First of all, I should give some background: There are an estimated 900 different MLS systems within the United States. Most of them are created, owned, and operated by their local Association of Realtors. In the past decade, most of the larger MLSs have become their own organizations that are either wholly-owned subsidiaries of the Realtor Association or have a handful of Realtor Associations as their shareholders. A few of them have large traditional brokers who also have ownership of the MLS. The MLSs usually have a certain territory where they have all or nearly all the listings for that area. In some cases, there is overlap or competition between two different MLSs but luckily that is fairly unusual--overlap or competition makes it is challenging for real estate broker (especially flat fee brokers) because it usually requires membership (read: lots of expenses) in two or more MLSs to list sellers in that area.
The lead attorney and General Counsel of the National Association of Realtors (NAR) spoke about the importance of the MLSs providing a fair competitive playing field. She also stressed the clear and present danger of any MLS that has rules that disadvantage one kind of listing or broker over another, and talked about how active the US Federal Trade Commission (FTC) and US Department of Justice (DOJ) have been in investigating any rules that disadvantage flat fee MLS.
Overall, I was happy to hear what was presented.
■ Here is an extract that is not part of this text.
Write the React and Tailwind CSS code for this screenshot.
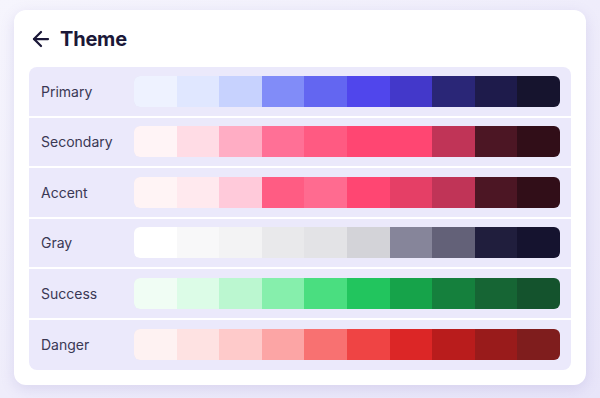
import React from "react";
import { ArrowLeft } from "lucide-react";

const palettes = [
  {
    name: "Primary",
    colors: ["#eef2ff", "#e0e7ff", "#c7d2fe", "#818cf8", "#6366f1", "#5046ec", "#4338ca", "#2a2677", "#1e1b4b", "#16142e"],
  },
  {
    name: "Secondary",
    colors: ["#fff4f6", "#ffdce5", "#ffadc4", "#ff7096", "#ff5a82", "#ff4672", "#ff4672", "#c03457", "#4c1624", "#310e18"],
  },
  {
    name: "Accent",
    colors: ["#fff4f5", "#ffe9ee", "#ffcada", "#ff5c83", "#ff6b90", "#ff4672", "#e53f66", "#c03457", "#4c1624", "#310e18"],
  },
  {
    name: "Gray",
    colors: ["#ffffff", "#f8f8f9", "#f3f3f4", "#e9e9eb", "#e3e3e6", "#d3d3d8", "#86859a", "#636178", "#201e3d", "#15132f"],
  },
  {
    name: "Success",
    colors: ["#f0fdf4", "#dcfce7", "#bbf7d0", "#86efac", "#4ade80", "#22c55e", "#16a34a", "#15803d", "#166534", "#14532d"],
  },
  {
    name: "Danger",
    colors: ["#fef2f2", "#fee2e2", "#fecaca", "#fca5a5", "#f87171", "#ef4444", "#dc2626", "#b91c1c", "#991b1b", "#7f1d1d"],
  },
];

export default function App() {
  return (
    <div className="w-[600px] h-[398px] bg-gradient-to-br from-[#f6f5fd] to-[#e8e5f9] pt-[10px] pl-[14px] font-['Inter',sans-serif]">
      {/* Card */}
      <div className="w-[572px] h-[375px] bg-white rounded-xl shadow-[0_4px_14px_rgba(120,110,190,0.18)] p-[15px] flex flex-col gap-[15px]">
        {/* Header */}
        <div className="h-[27px] flex items-center gap-[7px] text-[#1b1838]">
          <ArrowLeft size={24} strokeWidth={2.25} />
          <h1 className="text-[20px] font-bold leading-none tracking-[-0.2px]">Theme</h1>
        </div>

        {/* Palette table */}
        <div className="bg-[#ebe9fb] rounded-lg flex flex-col divide-y-2 divide-white">
          {palettes.map((p) => (
            <div key={p.name} className="h-[50.5px] flex items-center pl-[12px] pr-[11px]">
              <span className="w-[93px] text-[14px] text-[#3a3854]">{p.name}</span>
              <div className="flex-1 h-[31px] flex rounded-md overflow-hidden ring-1 ring-inset ring-black/5">
                {p.colors.map((c, i) => (
                  <div key={i} className="flex-1 h-full" style={{ backgroundColor: c }} />
                ))}
              </div>
            </div>
          ))}
        </div>
      </div>
    </div>
  );
}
MLSs now clearly know that they need make sure their members compete fairly or they will face significant punishment. I was also pleased at the tone of the questions. MLS Executives want to better understand flat fee MLS brokers so they better manage their MLSs for the betterment of all brokers, whether they are traditional or flat fee brokers (and everything in between).
In the big picture it makes sense that these MLS Executives have questions: the type and role of the broker hasn't really changed since the very beginning of the Multiple Listing Service. So we are talking about a 50-60 year period of time where the role of the broker and how they interact didn't really change. And in the last decade flat fee brokers have brought innovation that changed that relationship. Change isn't easy for anyone, especially if you have to change something you have been doing the same way for decades and decades. It reminded me of the time I saw my first real estate broker, who I worked for way back in the late 1980s. I had just started working as a flat fee broker and was explaining to him how it works and he was shocked--he could hardly believe it. In fairness, this was the very beginnings of flat fee brokerage (probably 1998 or so) and it would change the way this broker had interacted with listing agents for 30 some years. It wasn't revolutionary change or turning his world upside down, but it was change to something that had not changed.
I''m glad the real estate industry has been through the changes that have occurred over the last decade. It is a very rare and uninvolved agent that is not familiar with flat fee MLS listings here in 2006. I no longer regularly have conversations with brokers and agents explaining that I give them my permission to talk directly to the seller. They understand it, which makes things smoother for me and my flat fee sellers.